▶ [Work required] Which lines hold the word "React"? Copy each of them.

▶ [Excerpted records]
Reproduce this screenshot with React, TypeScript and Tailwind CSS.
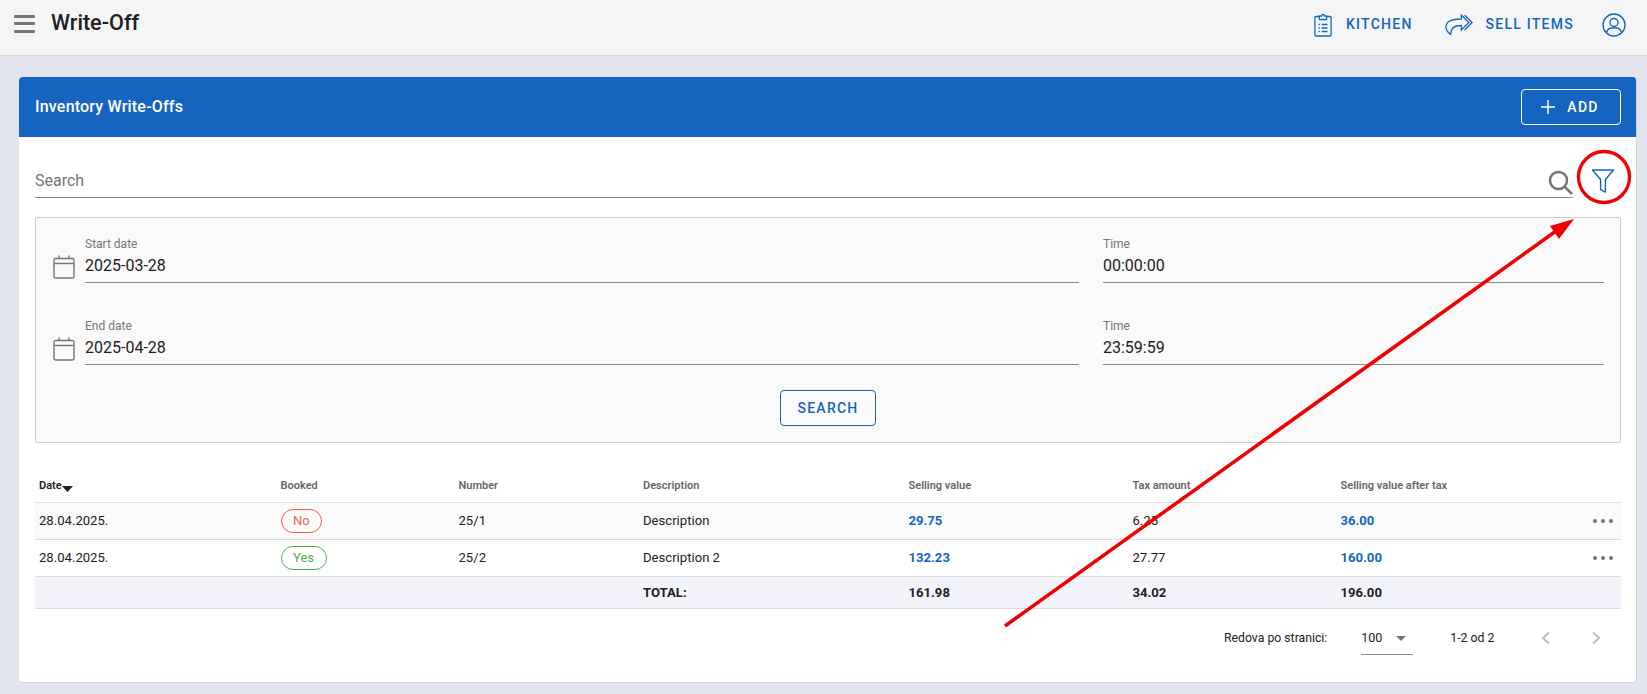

==

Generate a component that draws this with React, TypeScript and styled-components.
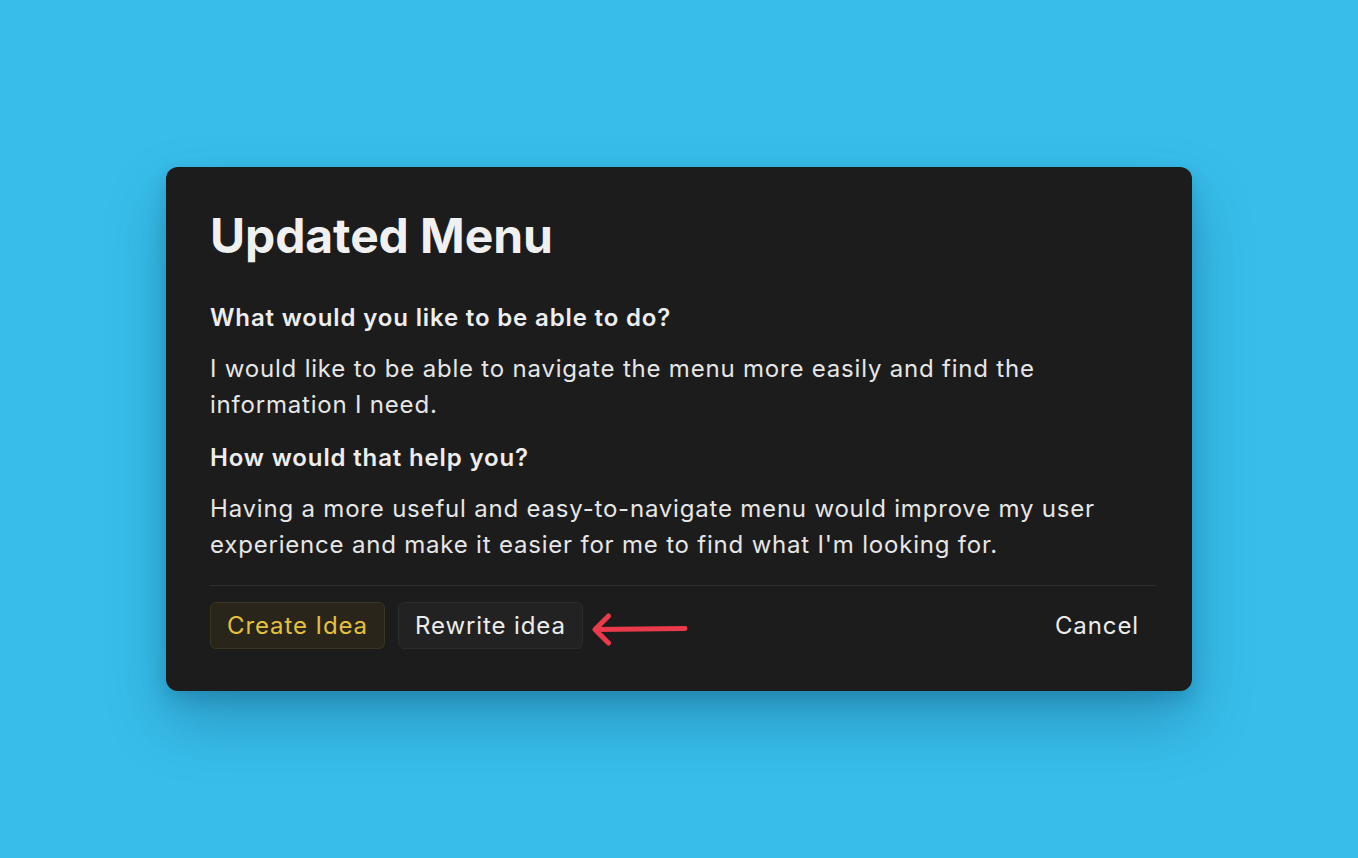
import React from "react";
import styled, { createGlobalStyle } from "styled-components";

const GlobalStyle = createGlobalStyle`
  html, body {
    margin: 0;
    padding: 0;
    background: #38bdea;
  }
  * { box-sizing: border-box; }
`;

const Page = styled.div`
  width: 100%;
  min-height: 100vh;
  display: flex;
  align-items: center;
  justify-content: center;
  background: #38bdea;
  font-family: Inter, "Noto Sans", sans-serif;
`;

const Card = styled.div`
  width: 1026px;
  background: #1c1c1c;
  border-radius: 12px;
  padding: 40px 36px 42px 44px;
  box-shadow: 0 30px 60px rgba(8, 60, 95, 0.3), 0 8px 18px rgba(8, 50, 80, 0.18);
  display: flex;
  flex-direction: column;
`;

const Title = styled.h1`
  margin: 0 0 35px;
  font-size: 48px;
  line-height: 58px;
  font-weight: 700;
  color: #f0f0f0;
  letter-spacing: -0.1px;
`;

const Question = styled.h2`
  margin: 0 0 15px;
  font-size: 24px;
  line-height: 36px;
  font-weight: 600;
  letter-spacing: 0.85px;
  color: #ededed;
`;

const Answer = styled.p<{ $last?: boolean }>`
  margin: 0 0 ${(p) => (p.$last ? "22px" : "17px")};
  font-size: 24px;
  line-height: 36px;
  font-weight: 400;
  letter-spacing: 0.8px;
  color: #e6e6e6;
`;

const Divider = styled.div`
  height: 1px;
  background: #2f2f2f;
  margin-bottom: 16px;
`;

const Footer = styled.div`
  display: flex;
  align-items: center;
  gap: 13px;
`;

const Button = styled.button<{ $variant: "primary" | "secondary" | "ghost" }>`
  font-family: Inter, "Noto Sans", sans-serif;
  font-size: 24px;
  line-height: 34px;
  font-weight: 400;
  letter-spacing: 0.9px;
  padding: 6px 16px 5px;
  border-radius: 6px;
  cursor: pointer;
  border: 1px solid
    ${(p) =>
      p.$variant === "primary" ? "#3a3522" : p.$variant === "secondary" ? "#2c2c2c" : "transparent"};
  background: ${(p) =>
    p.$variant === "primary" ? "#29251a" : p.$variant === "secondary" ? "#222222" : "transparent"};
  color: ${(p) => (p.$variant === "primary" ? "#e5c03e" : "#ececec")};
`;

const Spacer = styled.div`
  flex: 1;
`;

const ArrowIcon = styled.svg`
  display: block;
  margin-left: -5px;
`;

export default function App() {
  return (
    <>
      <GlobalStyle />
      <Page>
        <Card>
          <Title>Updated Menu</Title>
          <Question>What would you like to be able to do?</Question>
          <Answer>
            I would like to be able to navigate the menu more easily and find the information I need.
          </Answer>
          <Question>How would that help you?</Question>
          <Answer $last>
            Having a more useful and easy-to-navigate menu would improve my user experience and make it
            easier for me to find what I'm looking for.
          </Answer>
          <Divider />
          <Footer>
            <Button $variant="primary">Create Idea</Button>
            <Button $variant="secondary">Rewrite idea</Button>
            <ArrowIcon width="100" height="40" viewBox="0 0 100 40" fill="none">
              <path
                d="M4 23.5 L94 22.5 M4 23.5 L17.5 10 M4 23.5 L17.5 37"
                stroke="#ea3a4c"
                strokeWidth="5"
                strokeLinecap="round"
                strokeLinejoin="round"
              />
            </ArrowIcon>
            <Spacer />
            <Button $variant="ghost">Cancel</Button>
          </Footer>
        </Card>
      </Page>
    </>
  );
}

▶ [Output of the task]
Reproduce this screenshot with React, TypeScript and Tailwind CSS.
Generate a component that draws this with React, TypeScript and styled-components.
import React from "react";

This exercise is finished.